Hinduism emerged through many problems and challenges in
the past. However, the problems it faces today are very different
and more intense because of the speed with which both information
and misinformation can reach the people. A thousand years ago
it was extremely difficult for a ruler to reach out to his people
on a daily basis. Missionaries from abroad had to travel hundreds
of miles to reach the villages where the masses lived. Nowadays
you do not have to even go to the villages. You can enter the
minds of people through television, radio, newspapers, and the
Internet. Then we have extremist elements in various parts of
the world who are intent upon spreading terror and chaos.

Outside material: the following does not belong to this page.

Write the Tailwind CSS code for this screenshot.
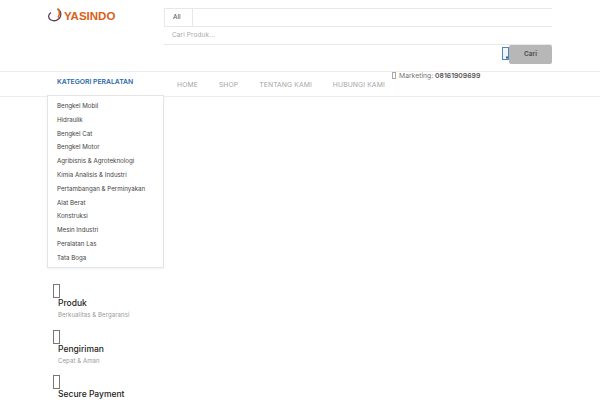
<!DOCTYPE html>
<html lang="id">

<head>
    <meta charset="UTF-8">
    <title>Yasindo</title>
    <script src="https://cdn.jsdelivr.net/npm/@tailwindcss/browser@4"></script>
</head>

<body class="bg-white w-[600px] h-[400px] overflow-hidden font-['Inter',sans-serif]">
    <!-- header -->
    <header class="h-[72px] border-b border-[#ededed] flex pl-[47px] pr-[48px]">
        <div class="w-[117px] pt-[8px] flex items-start">
            <svg class="w-[17px] h-[14px]" viewBox="0 0 17 14" fill="none">
                <path d="M4 4.500C0.800 6.500 0.800 10.500 4 12C7.500 13.600 12 12.500 13.500 8.500C14.500 5.500 13 2.500 10.500 0.800" stroke="#5b3a55" stroke-width="1.300" />
                <path d="M10.500 0.800C12.500 3 13 6.500 11 9.500" stroke="#d9691e" stroke-width="1.600" />
            </svg>
            <span class="font-['Liberation_Sans',sans-serif] font-bold text-[11.500px] leading-[14px] text-[#d9601a] mt-[1px]">YASINDO</span>
        </div>
        <div class="w-[388px] pt-[8px] flex flex-col items-end">
            <div class="w-full h-[19px] border-y border-[#e8e8e8] flex">
                <div class="w-[29px] border-x border-[#e8e8e8] pl-[8px] text-[6.500px] leading-[17px] text-[#444]">All</div>
            </div>
            <div class="w-full h-[18px] border-b border-[#e8e8e8] pl-[8px] text-[6.500px] leading-[17px] text-[#aaa] tracking-[0.1px]">Cari Produk...</div>
            <div class="flex items-start">
                <svg class="w-[7px] h-[13px] mt-[2px]" viewBox="0 0 7 13" fill="none">
                    <rect x="0.500" y="0.500" width="6" height="12" fill="#eef5fb" stroke="#4f86b8" stroke-width="1" />
                    <rect x="4" y="9.500" width="2" height="2" fill="#2f5f8f" />
                </svg>
                <button class="w-[43px] h-[19px] bg-[#b7b7b7] rounded-[2px] text-[6.500px] font-bold text-[#555]">Cari</button>
            </div>
        </div>
    </header>

    <!-- navigation -->
    <nav class="h-[25px] border-b border-[#ededed] flex pl-[57px] relative">
        <div class="w-[120px] text-[6.800px] font-semibold leading-[19px] text-[#2a6aa8]">KATEGORI PERALATAN</div>
        <div class="flex gap-[21px] text-[6.800px] leading-[25px] text-[#a5a5a5] tracking-[0.1px]">
            <a>HOME</a>
            <a>SHOP</a>
            <a>TENTANG KAMI</a>
            <a>HUBUNGI KAMI</a>
        </div>
        <div class="absolute left-[392px] top-0 flex items-center h-[7px] text-[6.800px] text-[#777]">
            <span class="w-[4px] h-[7px] border border-[#aaa] mr-[3px]"></span>
            <span class="mt-[1px]">Marketing: <b class="font-semibold text-[#555]">08161909699</b></span>
        </div>
    </nav>

    <main class="pl-[47px]">
        <!-- kategori -->
        <ul class="w-[117px] h-[173px] -mt-[2px] relative bg-white border border-[#e4e4e4] shadow-[0_1px_2px_rgba(0,0,0,0.06)] pt-[3px] pl-[9px] text-[6.200px] leading-[13.800px] text-[#444]">
            <li>Bengkel Mobil</li>
            <li>Hidraulik</li>
            <li>Bengkel Cat</li>
            <li>Bengkel Motor</li>
            <li>Agribisnis &amp; Agroteknologi</li>
            <li>Kimia Analisis &amp; Industri</li>
            <li>Pertambangan &amp; Perminyakan</li>
            <li>Alat Berat</li>
            <li>Konstruksi</li>
            <li>Mesin Industri</li>
            <li>Peralatan Las</li>
            <li>Tata Boga</li>
        </ul>

        <!-- keunggulan -->
        <div class="pt-[16px] pl-[6px] flex flex-col gap-[12.500px]">
            <div class="h-[33px]">
                <div class="w-[7px] h-[14px] border border-[#777]"></div>
                <div class="ml-[5px] -mt-[1px] text-[8.500px] leading-[12px] font-medium text-[#222]">Produk</div>
                <div class="ml-[5px] mt-[1px] text-[6px] leading-[9px] text-[#999] tracking-[0.1px]">Berkualitas &amp; Bergaransi</div>
            </div>
            <div class="h-[33px]">
                <div class="w-[7px] h-[14px] border border-[#777]"></div>
                <div class="ml-[5px] -mt-[1px] text-[8.500px] leading-[12px] font-medium text-[#222]">Pengiriman</div>
                <div class="ml-[5px] mt-[1px] text-[6px] leading-[9px] text-[#999] tracking-[0.1px]">Cepat &amp; Aman</div>
            </div>
            <div class="h-[33px]">
                <div class="w-[7px] h-[14px] border border-[#777]"></div>
                <div class="ml-[5px] -mt-[1px] text-[8.500px] leading-[12px] font-medium text-[#222]">Secure Payment</div>
            </div>
        </div>
    </main>
</body>

</html>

We believe that despite these glaring problems and challenges,
Hinduism will survive and plod on into the next century, provided
the world manages to survive against the suicidal tendencies
among a few destructive groups and their passion for wars and
violence to settle differences. If history is any indication,
Hinduism will survive not because it has a billion followers,
but because it has a dedicated minority of scholars, spiritual
masters, religious teachers and priestly families, who transcend
their self-interest in the service of their faith.
Ever since the tradition made its early appearance in the
Indian subcontinent a few thousand years ago, a majority of
its adherents have remained mostly on the fringes of the religion.
They played an insignificant role other than acting as witnesses
to the events that unfolded before them. It was the elite which
carried forward the torch of Hinduism. It is highly doubtful
whether the first Shankaracharya who is considered an important
personality in the development and preservation of Hinduism
was ever popular among his contemporaries, or known to the masses.
The people he met and interacted were mostly scholars, priests
and a few influential people. Many Hindus even today may not
know much about him. Even today many Hindus who live in villages
do not know who he was. They may mistakenly consider him one
of the many Shankaracharyas who head the various spiritual organizations
that were established by him.
The hard truth is that in all these centuries and millenniums,
Hinduism survived largely because of the intellectual work done
by a few priestly families, scholars, and ascetic groups, and
because of the patronage and protection given by warrior kings
and wealthy merchants.
Even if we take out the past caste equations and solely go
by individual nature and behavior, the pattern still remains,
except that the rulers are out of the equation, and the governments
who now regulate the lives of Hindus do not render any service
to Hinduism even in countries where Hindus form a majority.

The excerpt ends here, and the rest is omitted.